**The task:**
Quote, verbatim, all material below, without pictures.
....................
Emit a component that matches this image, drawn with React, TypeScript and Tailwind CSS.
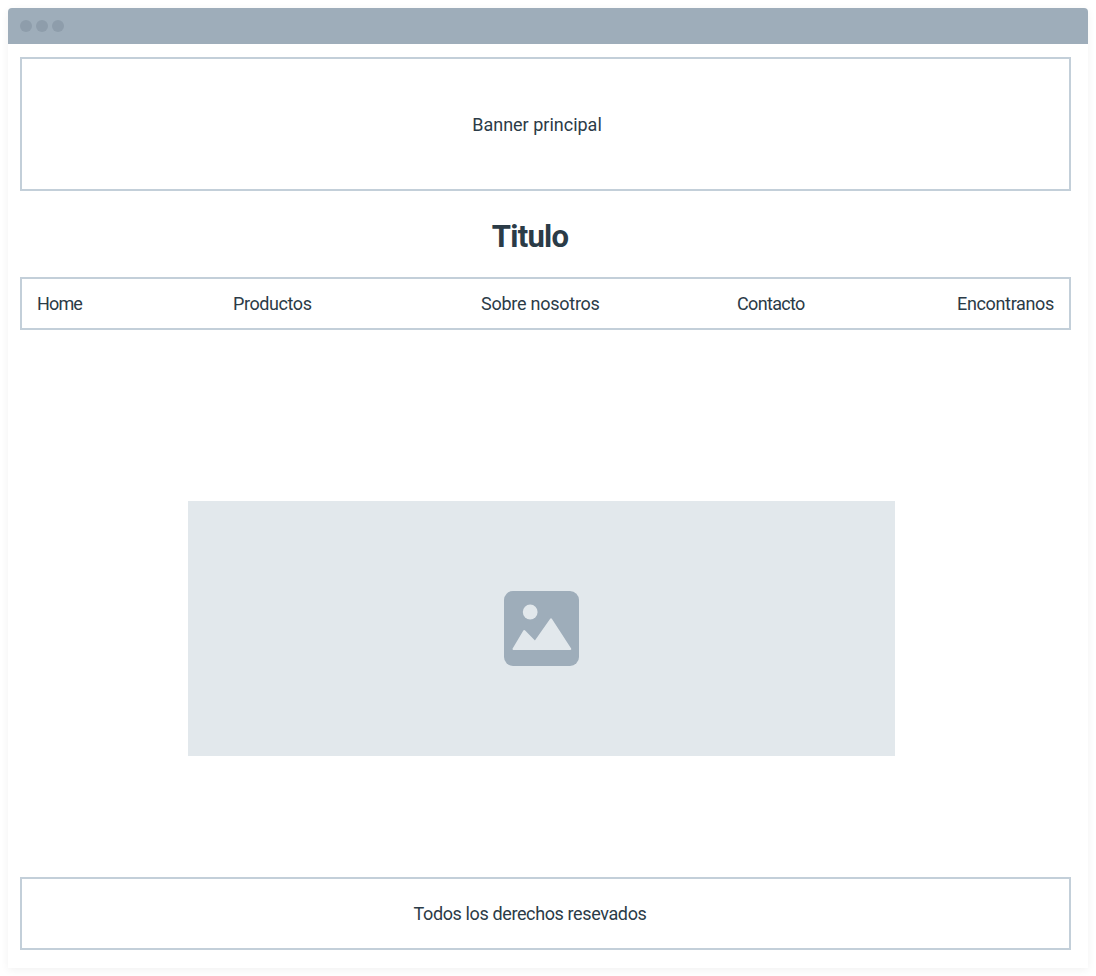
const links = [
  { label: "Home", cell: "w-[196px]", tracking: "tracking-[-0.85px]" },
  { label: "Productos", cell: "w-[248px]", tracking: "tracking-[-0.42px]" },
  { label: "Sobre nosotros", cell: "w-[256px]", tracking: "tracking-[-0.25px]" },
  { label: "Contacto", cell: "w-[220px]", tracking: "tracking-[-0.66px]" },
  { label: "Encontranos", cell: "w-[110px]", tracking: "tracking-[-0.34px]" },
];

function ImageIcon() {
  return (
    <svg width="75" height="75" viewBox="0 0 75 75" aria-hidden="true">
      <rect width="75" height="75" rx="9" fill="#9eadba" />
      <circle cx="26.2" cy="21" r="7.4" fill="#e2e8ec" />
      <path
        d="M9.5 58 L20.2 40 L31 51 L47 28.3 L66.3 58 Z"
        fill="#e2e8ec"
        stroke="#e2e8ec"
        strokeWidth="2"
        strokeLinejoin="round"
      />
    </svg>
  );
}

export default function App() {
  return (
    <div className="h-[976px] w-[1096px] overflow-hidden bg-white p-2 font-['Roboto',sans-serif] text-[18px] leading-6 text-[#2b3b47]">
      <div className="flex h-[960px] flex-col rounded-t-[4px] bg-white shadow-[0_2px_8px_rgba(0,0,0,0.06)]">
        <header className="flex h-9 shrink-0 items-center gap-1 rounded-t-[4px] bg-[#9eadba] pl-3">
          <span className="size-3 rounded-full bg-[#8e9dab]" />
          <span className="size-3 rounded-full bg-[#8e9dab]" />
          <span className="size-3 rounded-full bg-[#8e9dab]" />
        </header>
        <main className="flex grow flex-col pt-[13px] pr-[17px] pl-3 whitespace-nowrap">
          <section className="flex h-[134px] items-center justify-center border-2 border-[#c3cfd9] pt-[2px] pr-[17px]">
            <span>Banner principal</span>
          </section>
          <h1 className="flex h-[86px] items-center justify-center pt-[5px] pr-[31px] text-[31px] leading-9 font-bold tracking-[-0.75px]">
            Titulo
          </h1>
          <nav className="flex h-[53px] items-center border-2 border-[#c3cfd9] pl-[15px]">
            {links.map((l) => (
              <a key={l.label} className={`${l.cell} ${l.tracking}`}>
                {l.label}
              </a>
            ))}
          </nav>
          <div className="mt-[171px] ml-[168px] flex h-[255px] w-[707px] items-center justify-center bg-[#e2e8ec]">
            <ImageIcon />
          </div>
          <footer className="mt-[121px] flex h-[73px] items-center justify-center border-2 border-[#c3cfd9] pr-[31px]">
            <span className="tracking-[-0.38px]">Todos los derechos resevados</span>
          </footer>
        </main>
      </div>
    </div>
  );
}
....................
**Expected answer:**
Emit a component that matches this image, drawn with React, TypeScript and Tailwind CSS.
const links = [
  { label: "Home", cell: "w-[196px]", tracking: "tracking-[-0.85px]" },
  { label: "Productos", cell: "w-[248px]", tracking: "tracking-[-0.42px]" },
  { label: "Sobre nosotros", cell: "w-[256px]", tracking: "tracking-[-0.25px]" },
  { label: "Contacto", cell: "w-[220px]", tracking: "tracking-[-0.66px]" },
  { label: "Encontranos", cell: "w-[110px]", tracking: "tracking-[-0.34px]" },
];

function ImageIcon() {
  return (
    <svg width="75" height="75" viewBox="0 0 75 75" aria-hidden="true">
      <rect width="75" height="75" rx="9" fill="#9eadba" />
      <circle cx="26.2" cy="21" r="7.4" fill="#e2e8ec" />
      <path
        d="M9.5 58 L20.2 40 L31 51 L47 28.3 L66.3 58 Z"
        fill="#e2e8ec"
        stroke="#e2e8ec"
        strokeWidth="2"
        strokeLinejoin="round"
      />
    </svg>
  );
}

export default function App() {
  return (
    <div className="h-[976px] w-[1096px] overflow-hidden bg-white p-2 font-['Roboto',sans-serif] text-[18px] leading-6 text-[#2b3b47]">
      <div className="flex h-[960px] flex-col rounded-t-[4px] bg-white shadow-[0_2px_8px_rgba(0,0,0,0.06)]">
        <header className="flex h-9 shrink-0 items-center gap-1 rounded-t-[4px] bg-[#9eadba] pl-3">
          <span className="size-3 rounded-full bg-[#8e9dab]" />
          <span className="size-3 rounded-full bg-[#8e9dab]" />
          <span className="size-3 rounded-full bg-[#8e9dab]" />
        </header>
        <main className="flex grow flex-col pt-[13px] pr-[17px] pl-3 whitespace-nowrap">
          <section className="flex h-[134px] items-center justify-center border-2 border-[#c3cfd9] pt-[2px] pr-[17px]">
            <span>Banner principal</span>
          </section>
          <h1 className="flex h-[86px] items-center justify-center pt-[5px] pr-[31px] text-[31px] leading-9 font-bold tracking-[-0.75px]">
            Titulo
          </h1>
          <nav className="flex h-[53px] items-center border-2 border-[#c3cfd9] pl-[15px]">
            {links.map((l) => (
              <a key={l.label} className={`${l.cell} ${l.tracking}`}>
                {l.label}
              </a>
            ))}
          </nav>
          <div className="mt-[171px] ml-[168px] flex h-[255px] w-[707px] items-center justify-center bg-[#e2e8ec]">
            <ImageIcon />
          </div>
          <footer className="mt-[121px] flex h-[73px] items-center justify-center border-2 border-[#c3cfd9] pr-[31px]">
            <span className="tracking-[-0.38px]">Todos los derechos resevados</span>
          </footer>
        </main>
      </div>
    </div>
  );
}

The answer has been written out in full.